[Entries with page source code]

====================

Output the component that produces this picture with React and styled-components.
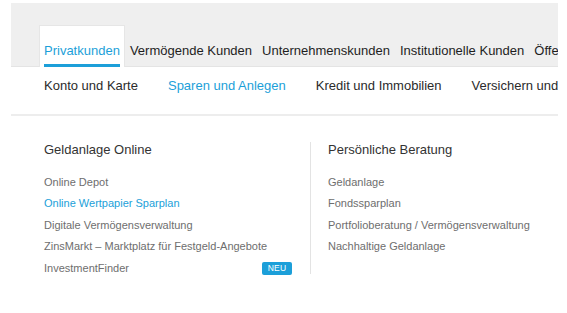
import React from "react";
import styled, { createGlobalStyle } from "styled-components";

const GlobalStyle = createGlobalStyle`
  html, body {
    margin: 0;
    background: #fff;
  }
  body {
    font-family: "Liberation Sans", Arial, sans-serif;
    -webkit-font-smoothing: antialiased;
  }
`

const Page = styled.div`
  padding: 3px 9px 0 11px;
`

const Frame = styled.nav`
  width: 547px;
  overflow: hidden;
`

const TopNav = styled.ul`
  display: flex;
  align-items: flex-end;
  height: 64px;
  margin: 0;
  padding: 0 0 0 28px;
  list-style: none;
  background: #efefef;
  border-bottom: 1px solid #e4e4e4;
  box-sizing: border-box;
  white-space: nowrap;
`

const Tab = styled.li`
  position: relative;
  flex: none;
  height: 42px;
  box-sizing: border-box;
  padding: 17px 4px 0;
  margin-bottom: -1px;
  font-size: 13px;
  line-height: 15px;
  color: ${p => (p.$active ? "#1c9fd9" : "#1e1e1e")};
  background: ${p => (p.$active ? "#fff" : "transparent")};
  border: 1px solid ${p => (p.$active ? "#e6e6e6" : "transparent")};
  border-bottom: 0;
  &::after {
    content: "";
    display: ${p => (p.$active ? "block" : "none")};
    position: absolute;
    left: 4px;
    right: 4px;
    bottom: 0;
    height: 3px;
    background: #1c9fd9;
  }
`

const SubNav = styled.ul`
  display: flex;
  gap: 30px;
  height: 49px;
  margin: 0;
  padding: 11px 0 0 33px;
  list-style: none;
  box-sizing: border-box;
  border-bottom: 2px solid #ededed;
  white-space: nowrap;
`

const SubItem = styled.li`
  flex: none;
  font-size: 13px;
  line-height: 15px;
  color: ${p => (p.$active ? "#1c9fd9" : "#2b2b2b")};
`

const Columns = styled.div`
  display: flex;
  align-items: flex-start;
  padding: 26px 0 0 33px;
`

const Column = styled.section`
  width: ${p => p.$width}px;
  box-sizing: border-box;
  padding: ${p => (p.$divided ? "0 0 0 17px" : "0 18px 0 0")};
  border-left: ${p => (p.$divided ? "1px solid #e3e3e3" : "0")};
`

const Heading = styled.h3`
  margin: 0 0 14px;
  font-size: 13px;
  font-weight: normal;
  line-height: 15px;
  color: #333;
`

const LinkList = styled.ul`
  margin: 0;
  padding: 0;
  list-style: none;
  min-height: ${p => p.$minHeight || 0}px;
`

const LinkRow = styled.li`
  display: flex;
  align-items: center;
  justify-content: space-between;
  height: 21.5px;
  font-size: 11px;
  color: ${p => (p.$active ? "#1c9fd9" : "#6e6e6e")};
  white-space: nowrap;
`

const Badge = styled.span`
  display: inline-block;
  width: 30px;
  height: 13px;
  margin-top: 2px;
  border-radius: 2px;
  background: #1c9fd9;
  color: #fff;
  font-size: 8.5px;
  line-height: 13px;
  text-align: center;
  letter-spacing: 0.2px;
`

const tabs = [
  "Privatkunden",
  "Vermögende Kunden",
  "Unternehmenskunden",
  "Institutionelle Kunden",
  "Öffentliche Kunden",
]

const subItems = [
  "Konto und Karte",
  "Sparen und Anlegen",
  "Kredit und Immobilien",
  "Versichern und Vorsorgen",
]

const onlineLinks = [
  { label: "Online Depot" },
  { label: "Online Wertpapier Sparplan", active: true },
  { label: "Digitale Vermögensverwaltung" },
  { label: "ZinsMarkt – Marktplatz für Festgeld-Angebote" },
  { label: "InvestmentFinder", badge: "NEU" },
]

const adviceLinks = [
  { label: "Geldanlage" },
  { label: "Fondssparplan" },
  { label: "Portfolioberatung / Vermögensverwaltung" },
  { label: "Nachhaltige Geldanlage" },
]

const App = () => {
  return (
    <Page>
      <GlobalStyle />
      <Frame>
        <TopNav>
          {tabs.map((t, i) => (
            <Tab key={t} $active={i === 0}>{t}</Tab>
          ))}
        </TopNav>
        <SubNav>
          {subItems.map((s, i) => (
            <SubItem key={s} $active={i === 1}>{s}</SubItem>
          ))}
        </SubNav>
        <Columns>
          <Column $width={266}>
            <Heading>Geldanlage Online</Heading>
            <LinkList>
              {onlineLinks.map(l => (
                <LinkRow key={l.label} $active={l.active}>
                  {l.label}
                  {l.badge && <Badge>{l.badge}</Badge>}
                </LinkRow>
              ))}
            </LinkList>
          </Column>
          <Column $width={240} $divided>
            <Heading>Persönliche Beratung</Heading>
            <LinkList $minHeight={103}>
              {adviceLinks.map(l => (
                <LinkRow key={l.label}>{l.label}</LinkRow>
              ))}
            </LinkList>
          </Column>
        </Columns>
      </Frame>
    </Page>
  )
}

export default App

====================

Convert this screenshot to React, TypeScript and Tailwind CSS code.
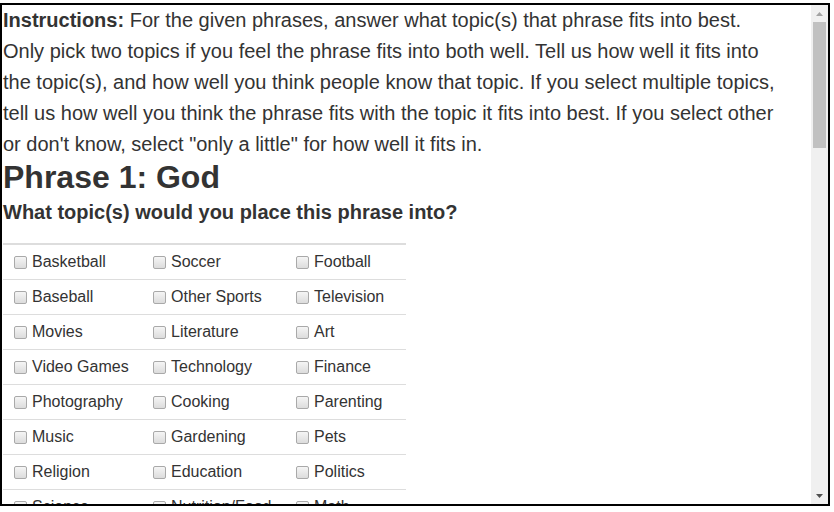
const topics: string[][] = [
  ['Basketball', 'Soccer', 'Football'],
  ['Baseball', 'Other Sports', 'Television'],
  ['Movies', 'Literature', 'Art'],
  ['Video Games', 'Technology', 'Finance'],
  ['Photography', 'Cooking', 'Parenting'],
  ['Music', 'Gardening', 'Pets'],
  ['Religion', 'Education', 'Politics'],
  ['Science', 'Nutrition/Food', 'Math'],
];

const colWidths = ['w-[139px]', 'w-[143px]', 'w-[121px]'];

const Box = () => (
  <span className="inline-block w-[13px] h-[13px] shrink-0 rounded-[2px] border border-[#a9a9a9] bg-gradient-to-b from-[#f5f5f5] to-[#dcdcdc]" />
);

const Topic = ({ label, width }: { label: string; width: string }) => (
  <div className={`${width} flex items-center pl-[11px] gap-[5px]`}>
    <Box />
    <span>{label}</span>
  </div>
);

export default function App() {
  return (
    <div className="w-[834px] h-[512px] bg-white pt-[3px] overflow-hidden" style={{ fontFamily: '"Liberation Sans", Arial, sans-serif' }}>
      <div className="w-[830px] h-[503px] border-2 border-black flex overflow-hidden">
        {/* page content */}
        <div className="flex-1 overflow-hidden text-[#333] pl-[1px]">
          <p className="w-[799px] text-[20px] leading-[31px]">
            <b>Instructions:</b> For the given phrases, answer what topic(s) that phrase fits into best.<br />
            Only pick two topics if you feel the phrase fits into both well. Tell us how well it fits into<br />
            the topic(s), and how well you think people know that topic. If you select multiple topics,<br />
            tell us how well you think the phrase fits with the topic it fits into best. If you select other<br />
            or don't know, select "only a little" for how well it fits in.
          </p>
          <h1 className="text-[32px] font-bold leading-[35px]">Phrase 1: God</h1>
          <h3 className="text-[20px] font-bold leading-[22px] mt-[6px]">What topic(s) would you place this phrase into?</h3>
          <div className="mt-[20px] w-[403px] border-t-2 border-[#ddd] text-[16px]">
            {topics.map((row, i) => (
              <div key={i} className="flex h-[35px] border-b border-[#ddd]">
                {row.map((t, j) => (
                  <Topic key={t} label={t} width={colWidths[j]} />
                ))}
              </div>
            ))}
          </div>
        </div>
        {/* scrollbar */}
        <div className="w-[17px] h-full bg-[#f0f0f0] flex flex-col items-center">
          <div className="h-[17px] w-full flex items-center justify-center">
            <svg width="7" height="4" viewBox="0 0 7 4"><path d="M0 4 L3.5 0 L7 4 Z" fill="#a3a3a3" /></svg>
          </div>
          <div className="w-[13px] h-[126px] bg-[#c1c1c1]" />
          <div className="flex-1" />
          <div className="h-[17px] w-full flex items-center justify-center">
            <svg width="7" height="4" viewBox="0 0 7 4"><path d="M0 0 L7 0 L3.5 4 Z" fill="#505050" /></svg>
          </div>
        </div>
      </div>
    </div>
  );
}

====================

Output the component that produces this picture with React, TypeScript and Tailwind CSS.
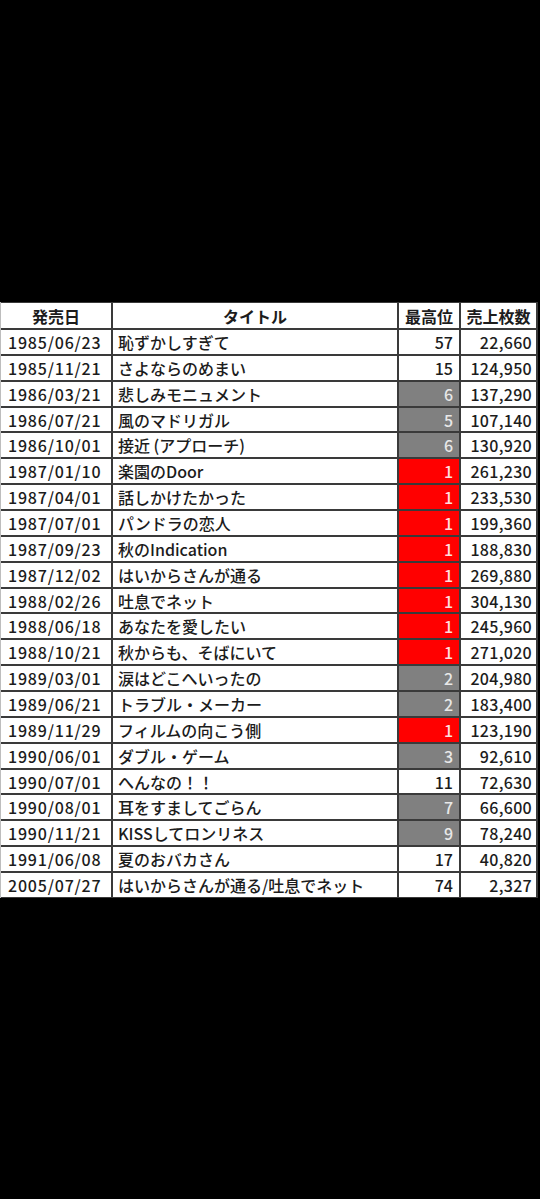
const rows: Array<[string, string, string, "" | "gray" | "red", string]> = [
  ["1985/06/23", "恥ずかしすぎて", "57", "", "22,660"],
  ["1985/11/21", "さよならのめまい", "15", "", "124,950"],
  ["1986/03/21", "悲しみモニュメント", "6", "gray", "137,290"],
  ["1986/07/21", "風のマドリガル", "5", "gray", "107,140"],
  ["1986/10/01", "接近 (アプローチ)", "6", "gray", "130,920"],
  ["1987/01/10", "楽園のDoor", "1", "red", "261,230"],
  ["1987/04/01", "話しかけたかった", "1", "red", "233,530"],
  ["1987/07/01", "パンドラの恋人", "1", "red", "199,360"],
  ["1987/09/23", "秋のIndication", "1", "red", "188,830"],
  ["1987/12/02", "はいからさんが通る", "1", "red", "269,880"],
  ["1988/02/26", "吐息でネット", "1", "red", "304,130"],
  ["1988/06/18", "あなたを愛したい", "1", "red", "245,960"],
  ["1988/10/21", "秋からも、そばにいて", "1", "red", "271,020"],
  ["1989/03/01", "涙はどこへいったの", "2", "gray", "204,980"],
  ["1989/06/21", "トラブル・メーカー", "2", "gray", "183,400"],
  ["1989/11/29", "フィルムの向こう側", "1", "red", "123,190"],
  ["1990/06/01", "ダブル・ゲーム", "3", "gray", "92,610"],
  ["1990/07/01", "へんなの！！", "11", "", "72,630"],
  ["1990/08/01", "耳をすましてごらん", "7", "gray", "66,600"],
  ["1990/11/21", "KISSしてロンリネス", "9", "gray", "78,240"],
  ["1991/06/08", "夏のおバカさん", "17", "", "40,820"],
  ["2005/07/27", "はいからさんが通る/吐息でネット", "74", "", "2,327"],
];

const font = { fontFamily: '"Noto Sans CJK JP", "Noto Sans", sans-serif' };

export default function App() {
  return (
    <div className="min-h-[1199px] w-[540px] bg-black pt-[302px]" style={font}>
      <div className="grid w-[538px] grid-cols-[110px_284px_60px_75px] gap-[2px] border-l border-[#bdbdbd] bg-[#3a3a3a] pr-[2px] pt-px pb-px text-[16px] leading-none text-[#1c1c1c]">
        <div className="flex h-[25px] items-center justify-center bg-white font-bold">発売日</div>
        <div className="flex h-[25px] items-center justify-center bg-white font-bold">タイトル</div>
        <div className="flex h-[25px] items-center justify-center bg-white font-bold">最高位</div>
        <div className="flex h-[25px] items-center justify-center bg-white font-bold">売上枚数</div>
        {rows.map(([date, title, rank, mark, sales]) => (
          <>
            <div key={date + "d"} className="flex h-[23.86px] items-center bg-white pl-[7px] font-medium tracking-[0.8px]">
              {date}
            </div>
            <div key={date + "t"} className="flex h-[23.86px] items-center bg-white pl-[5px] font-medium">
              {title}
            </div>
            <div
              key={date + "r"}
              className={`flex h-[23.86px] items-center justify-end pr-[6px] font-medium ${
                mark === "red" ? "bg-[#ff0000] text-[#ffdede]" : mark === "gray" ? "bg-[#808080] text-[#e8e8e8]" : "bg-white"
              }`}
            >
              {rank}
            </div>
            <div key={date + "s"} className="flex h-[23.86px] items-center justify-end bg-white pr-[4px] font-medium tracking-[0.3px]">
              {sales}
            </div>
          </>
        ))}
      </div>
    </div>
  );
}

====================

### [Task prompt]
Gather each line in the entries above where the string "Tailwind" is found.

### [Final answer]
Convert this screenshot to React, TypeScript and Tailwind CSS code.
Output the component that produces this picture with React, TypeScript and Tailwind CSS.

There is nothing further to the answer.